Entries with page source code:

>> Start

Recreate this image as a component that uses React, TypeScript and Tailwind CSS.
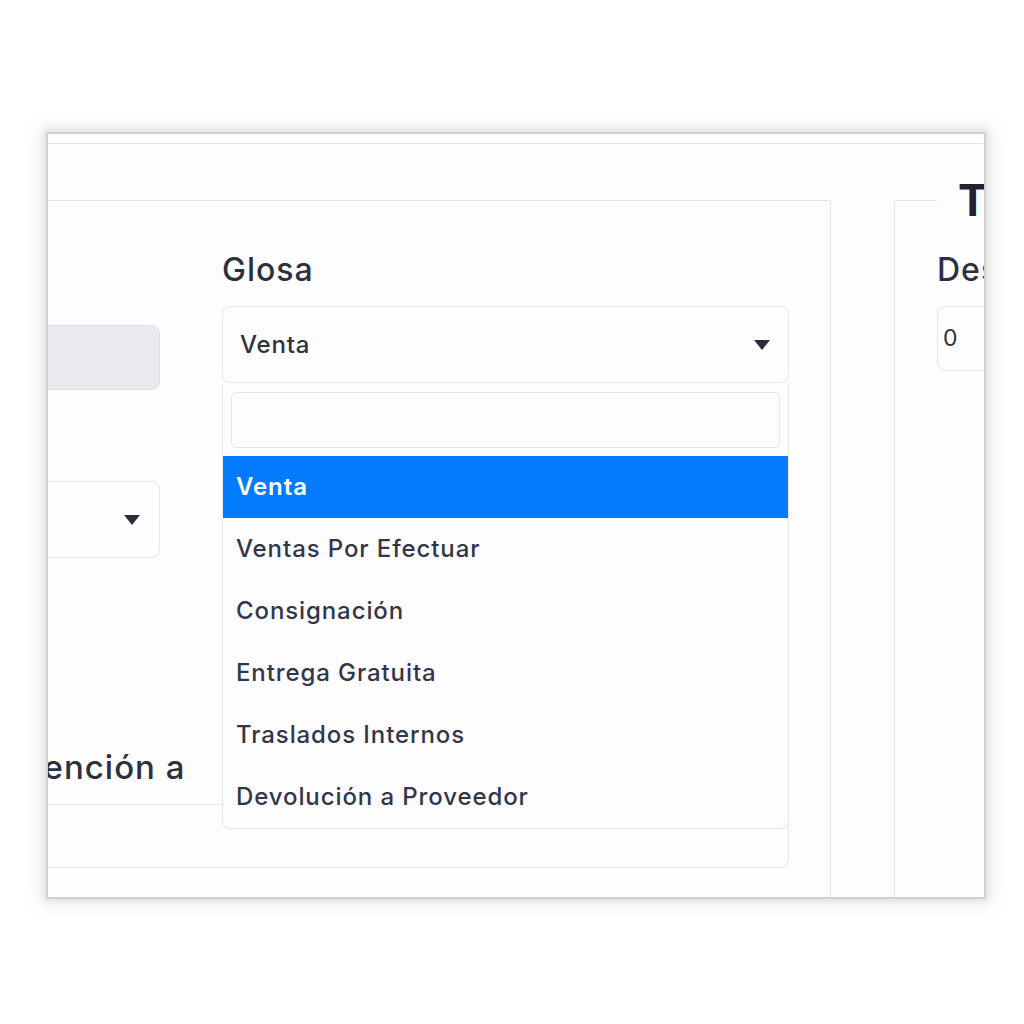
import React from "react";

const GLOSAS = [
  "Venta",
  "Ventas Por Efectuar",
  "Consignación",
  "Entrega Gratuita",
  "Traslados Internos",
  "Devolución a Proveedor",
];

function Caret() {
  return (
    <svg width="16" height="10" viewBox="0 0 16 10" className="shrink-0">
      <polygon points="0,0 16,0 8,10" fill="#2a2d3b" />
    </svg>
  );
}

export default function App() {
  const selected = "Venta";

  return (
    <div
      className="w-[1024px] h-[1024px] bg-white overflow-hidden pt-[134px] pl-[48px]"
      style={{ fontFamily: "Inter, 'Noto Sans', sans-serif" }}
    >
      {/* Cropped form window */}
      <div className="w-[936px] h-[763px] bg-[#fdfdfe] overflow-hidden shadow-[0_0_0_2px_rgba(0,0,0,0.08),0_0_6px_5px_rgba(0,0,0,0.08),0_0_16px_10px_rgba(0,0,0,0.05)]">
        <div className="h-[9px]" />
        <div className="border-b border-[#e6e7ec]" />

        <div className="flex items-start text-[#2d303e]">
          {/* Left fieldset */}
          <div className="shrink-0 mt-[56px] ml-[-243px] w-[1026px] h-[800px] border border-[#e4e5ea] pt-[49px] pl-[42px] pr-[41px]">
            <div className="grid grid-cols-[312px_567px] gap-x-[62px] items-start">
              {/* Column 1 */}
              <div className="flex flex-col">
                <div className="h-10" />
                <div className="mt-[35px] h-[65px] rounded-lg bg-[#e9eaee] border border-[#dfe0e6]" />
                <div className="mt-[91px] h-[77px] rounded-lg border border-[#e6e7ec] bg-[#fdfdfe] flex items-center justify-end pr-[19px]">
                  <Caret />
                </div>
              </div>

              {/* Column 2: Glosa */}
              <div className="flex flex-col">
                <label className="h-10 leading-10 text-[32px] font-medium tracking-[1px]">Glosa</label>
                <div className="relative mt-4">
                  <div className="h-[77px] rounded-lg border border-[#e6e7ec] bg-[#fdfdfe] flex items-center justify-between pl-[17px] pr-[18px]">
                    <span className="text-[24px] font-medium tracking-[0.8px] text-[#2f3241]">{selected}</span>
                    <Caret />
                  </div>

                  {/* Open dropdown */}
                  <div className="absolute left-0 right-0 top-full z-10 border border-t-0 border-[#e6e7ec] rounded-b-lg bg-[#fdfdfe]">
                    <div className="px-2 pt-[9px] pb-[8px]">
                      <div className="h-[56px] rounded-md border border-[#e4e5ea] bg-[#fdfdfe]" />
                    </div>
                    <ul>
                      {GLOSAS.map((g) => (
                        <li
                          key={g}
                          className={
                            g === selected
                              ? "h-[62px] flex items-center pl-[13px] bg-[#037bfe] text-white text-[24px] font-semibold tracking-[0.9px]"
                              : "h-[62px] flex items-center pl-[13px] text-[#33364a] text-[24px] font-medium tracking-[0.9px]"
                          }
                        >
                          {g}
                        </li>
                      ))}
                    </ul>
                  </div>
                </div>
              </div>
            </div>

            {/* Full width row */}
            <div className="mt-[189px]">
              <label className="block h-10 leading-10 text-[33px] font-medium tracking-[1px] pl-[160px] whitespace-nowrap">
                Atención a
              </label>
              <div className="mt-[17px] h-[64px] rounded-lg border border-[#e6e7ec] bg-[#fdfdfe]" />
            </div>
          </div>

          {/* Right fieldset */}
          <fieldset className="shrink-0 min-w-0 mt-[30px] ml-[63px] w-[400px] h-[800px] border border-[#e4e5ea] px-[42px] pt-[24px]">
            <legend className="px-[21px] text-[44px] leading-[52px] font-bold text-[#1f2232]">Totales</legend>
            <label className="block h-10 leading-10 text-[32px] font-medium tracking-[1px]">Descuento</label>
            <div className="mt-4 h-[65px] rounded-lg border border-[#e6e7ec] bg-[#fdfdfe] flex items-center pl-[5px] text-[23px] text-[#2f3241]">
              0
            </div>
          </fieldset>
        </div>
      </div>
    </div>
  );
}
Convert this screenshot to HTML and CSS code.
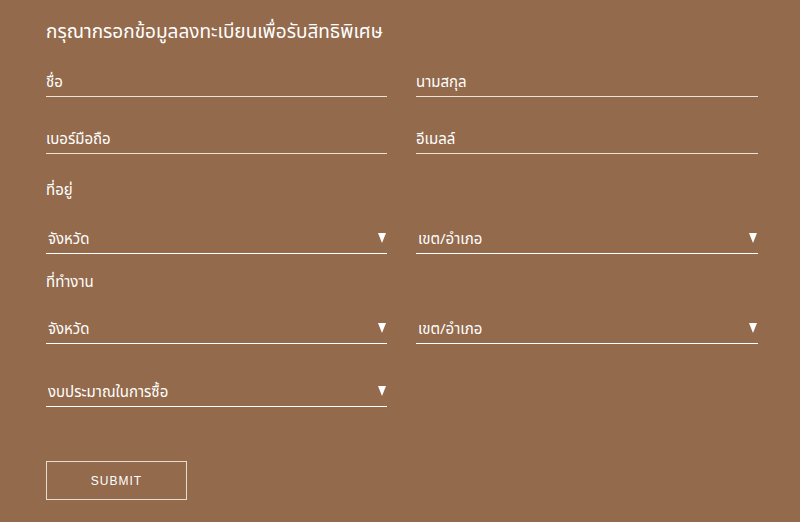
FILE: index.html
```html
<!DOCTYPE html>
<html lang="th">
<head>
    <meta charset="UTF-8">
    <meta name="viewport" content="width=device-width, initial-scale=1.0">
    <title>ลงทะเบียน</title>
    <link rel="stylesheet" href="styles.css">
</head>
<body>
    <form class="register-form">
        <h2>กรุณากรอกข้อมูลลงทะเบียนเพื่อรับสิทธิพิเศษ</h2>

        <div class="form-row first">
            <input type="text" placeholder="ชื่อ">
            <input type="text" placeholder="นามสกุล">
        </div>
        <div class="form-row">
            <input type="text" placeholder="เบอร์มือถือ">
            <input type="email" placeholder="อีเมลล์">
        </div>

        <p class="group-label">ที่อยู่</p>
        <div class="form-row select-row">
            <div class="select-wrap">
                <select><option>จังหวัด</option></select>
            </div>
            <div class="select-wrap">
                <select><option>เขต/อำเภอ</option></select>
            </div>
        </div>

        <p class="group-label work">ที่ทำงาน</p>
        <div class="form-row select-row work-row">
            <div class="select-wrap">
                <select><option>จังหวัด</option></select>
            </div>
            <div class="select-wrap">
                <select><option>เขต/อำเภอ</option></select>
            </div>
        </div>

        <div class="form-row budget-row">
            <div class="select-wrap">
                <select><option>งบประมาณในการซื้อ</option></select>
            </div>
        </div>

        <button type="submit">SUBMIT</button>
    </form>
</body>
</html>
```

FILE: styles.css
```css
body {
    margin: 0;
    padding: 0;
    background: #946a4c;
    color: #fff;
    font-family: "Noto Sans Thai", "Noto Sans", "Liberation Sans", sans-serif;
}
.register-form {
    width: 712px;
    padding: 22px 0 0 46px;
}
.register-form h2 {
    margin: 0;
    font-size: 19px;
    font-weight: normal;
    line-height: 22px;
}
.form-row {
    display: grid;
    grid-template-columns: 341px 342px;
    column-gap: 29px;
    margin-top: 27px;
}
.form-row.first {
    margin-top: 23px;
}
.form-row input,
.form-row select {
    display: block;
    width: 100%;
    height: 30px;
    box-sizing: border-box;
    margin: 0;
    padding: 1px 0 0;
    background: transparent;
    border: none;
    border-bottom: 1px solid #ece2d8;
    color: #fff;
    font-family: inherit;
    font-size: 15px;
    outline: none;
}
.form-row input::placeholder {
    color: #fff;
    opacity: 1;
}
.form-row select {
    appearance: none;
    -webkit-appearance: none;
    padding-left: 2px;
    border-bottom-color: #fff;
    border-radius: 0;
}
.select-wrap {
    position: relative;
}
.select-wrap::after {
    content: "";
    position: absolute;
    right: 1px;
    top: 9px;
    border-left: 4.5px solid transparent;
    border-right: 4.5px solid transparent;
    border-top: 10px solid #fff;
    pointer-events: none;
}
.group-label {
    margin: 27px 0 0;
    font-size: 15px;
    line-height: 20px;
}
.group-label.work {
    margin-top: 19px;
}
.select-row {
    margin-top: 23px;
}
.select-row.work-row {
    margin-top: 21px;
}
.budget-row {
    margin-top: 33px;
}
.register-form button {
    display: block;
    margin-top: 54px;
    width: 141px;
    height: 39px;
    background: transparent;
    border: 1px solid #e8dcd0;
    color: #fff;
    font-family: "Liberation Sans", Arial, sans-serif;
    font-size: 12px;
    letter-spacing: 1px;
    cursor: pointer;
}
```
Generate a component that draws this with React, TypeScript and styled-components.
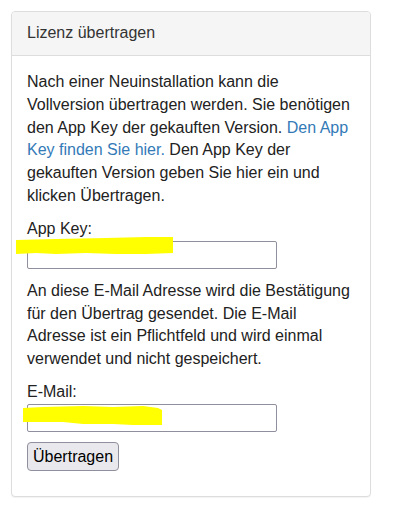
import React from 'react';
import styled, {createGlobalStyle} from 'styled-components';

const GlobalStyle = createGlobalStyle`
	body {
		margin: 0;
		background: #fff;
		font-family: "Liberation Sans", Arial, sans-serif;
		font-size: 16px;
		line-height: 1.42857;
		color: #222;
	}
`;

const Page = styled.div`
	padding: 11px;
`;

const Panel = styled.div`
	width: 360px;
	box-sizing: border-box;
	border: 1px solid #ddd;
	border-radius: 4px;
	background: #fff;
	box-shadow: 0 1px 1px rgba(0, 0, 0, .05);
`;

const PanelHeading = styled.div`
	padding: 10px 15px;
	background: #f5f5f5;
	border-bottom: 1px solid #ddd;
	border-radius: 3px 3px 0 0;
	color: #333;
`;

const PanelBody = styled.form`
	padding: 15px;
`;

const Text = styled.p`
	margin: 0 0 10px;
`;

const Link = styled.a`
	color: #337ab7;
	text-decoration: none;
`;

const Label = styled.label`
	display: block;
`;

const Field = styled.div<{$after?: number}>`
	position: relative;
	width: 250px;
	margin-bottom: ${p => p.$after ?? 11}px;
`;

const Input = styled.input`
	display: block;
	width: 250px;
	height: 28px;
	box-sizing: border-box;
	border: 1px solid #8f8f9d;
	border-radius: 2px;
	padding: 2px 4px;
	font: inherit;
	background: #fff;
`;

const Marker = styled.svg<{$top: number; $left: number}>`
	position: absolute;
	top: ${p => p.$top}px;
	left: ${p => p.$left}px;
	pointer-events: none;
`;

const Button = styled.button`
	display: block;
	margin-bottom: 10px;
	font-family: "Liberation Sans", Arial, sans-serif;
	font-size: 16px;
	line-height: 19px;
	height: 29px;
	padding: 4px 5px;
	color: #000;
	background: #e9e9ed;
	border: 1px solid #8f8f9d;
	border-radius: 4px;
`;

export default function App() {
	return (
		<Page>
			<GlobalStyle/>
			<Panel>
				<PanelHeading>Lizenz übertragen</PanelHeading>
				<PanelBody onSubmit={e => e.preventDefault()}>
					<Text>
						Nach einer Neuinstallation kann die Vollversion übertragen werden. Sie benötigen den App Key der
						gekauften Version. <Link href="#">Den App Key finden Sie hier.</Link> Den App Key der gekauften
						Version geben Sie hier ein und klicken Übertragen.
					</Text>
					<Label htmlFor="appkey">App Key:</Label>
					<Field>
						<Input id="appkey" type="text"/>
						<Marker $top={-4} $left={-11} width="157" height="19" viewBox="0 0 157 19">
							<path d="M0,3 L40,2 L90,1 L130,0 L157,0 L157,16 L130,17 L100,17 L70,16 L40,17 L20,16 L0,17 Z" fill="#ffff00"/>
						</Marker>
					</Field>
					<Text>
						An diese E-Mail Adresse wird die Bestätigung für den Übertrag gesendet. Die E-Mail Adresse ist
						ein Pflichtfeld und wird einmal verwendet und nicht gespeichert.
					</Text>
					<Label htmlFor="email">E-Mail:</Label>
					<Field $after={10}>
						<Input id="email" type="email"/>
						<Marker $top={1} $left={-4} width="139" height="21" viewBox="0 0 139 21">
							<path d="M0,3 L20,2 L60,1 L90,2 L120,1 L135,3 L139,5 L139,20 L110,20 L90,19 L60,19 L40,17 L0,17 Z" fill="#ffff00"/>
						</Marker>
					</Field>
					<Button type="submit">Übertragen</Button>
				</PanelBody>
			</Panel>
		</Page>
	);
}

>> End

§ Work instructions
Copy every line of the listing containing the string "components".

§ Task output
Generate a component that draws this with React, TypeScript and styled-components.
import styled, {createGlobalStyle} from 'styled-components';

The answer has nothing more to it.